Но он был виноват, и Максим это знал. Ведь это был его ребенок! Как он мог? Он убил ее! По его вине нога этого прекраснейшего создания больше никогда не ступит на эту грешную землю, а ее руки более не прикоснутся, с величайшей нежностью, к его лицу. Он убил ее. Ее и свою дочь. Ребенка Луизетт, прекрасную малышку. Он потерял ее, даже не узнав. Он потерял все.

— Тело увезут лишь завтра утром, — слова медсестры доносились словно из плохого приемника, — вы можете с ней попрощаться.

       Мужчина лишь кивнул и поспешил за медсестрой. У палаты она оставила его, за что он был ей несказанно благодарен.

       Тело, лежавшее на койке, не могло принадлежать Луизетт: всегда пушистые волосы сейчас прилипли к ее голове, а изящные щиколотки распухли до невиданных размеров, на губах более не играла тень улыбки, а лицо было нездорового, бледного цвета. Максим упал на колени возле ее кровати:

— Любовь моя, прошу, сжалься надо мной, очнись, очнись, — схватив руку девушки, юноша с огромной нежностью целовал ее тонкие пальцы, — Луиз, молю тебя. Прости меня, Луиз. Это я, все я. Ты умерла из-за меня. Почему… О, почему ты ничего мне не сказала? Я бы отказался от титула, ты ведь знаешь, я бы бросил все ради тебя, моя дорогая мадемуазель Луизетт… Но теперь слишком поздно. Прости меня. Молю, прости мое малодушие. Я люблю тебя, Луиз. Я так тебя люблю.

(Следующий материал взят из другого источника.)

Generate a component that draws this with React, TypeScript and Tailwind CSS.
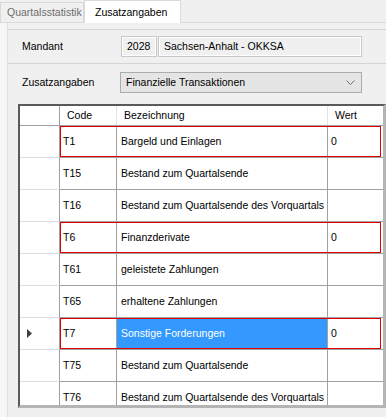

       Максим не помнил, сколько времени он провел у постели любимой. Знал лишь, что медсестра вывела его до прихода персонала. Он никогда не плакал так, как в эту ночь, ему казалось, что в нем больше не осталось слез. Сегодня ночью, вместе с Луизетт Дюпон, умер и Максим Леруа, юноша знал это наверняка.

       Он не помнил, как добрался домой. Открывший ему дверь слуга одарил хозяина лучезарной улыбкой.

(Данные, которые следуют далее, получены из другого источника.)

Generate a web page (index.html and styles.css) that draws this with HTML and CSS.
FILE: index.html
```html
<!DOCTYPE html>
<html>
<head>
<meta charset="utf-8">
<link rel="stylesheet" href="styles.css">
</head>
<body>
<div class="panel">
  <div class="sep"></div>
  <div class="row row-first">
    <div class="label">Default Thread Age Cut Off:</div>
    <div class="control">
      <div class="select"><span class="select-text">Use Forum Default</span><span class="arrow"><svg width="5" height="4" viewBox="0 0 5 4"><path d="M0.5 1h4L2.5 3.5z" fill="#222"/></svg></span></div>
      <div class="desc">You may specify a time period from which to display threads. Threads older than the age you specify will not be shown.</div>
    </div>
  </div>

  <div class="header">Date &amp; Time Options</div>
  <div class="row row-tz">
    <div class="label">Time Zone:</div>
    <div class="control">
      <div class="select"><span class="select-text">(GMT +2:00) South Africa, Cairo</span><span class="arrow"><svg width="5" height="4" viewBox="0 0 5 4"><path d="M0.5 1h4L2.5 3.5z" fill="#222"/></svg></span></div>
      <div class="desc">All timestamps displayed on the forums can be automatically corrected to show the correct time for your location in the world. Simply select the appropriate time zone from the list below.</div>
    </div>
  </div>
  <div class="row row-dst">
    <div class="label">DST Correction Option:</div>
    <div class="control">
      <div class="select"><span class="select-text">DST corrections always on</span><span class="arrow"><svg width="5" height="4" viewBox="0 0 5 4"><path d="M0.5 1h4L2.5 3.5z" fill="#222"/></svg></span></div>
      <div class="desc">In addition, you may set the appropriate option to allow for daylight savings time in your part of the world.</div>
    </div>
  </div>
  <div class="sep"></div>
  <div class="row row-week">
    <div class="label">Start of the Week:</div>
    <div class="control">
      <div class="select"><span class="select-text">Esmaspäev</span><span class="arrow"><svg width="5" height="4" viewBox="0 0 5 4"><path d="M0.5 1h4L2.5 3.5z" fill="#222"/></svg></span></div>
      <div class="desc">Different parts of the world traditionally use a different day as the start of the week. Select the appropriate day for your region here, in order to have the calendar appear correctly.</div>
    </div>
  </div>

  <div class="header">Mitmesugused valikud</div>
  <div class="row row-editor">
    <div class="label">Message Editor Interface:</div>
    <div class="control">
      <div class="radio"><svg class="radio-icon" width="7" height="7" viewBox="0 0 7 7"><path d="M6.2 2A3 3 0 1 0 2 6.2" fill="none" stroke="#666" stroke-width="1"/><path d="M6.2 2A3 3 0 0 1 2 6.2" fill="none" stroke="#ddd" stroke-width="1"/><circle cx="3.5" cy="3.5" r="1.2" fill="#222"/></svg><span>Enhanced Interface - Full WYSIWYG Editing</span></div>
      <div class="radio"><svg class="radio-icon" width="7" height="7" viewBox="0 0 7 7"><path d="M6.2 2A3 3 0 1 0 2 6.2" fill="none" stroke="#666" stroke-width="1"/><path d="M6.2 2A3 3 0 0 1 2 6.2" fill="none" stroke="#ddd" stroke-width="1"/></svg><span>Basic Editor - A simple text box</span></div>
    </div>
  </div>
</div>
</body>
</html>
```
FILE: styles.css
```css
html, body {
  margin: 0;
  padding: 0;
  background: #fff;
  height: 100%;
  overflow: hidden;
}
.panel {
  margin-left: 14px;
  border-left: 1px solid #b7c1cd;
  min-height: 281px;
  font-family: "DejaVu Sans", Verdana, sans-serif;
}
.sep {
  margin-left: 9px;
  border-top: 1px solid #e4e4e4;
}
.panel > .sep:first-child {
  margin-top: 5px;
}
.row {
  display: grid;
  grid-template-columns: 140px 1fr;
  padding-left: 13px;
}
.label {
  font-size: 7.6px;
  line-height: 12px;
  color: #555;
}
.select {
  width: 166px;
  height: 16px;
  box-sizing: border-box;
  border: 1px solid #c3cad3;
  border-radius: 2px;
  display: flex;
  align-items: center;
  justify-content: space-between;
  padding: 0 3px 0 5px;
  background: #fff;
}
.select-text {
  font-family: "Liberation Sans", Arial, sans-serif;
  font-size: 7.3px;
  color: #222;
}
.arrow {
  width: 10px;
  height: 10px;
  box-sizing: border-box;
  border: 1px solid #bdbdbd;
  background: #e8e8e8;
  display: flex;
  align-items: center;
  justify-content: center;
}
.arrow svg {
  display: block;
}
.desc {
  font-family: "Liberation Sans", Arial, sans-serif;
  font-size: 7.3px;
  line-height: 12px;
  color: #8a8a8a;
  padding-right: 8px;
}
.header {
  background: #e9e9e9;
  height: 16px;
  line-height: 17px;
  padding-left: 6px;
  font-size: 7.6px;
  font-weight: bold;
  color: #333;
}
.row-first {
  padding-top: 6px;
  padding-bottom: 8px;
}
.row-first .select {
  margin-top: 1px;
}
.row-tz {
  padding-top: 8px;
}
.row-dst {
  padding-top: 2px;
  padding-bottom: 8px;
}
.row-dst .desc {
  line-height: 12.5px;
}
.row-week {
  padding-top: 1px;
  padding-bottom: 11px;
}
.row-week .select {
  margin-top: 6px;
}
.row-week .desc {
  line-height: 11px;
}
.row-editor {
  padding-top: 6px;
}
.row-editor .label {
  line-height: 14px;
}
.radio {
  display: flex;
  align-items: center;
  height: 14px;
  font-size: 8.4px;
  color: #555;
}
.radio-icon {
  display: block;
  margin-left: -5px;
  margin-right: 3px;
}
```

— Где вы были, хозяин? Все вас обыскались. Вы не представляете, мадемуазель Мари…

— Мари?

— Ваша жена, хозяин. О, воистину сегодня счастливейший день. Сегодня ночью она родила ребенка.

       Не видящим взглядом Максим посмотрел на старого слугу, и, отодвинув его, пошел к лестнице. Справа в гостиной слышались веселые голоса. Наверное, родители жены с графом и матерью праздновали рождение нового отпрыска благородных Леруа. Уже на пролете Максим бесцветным голосом спросил:

— Кого? Кого она родила?

— Девочку, молодой хозяин. У вас дочь.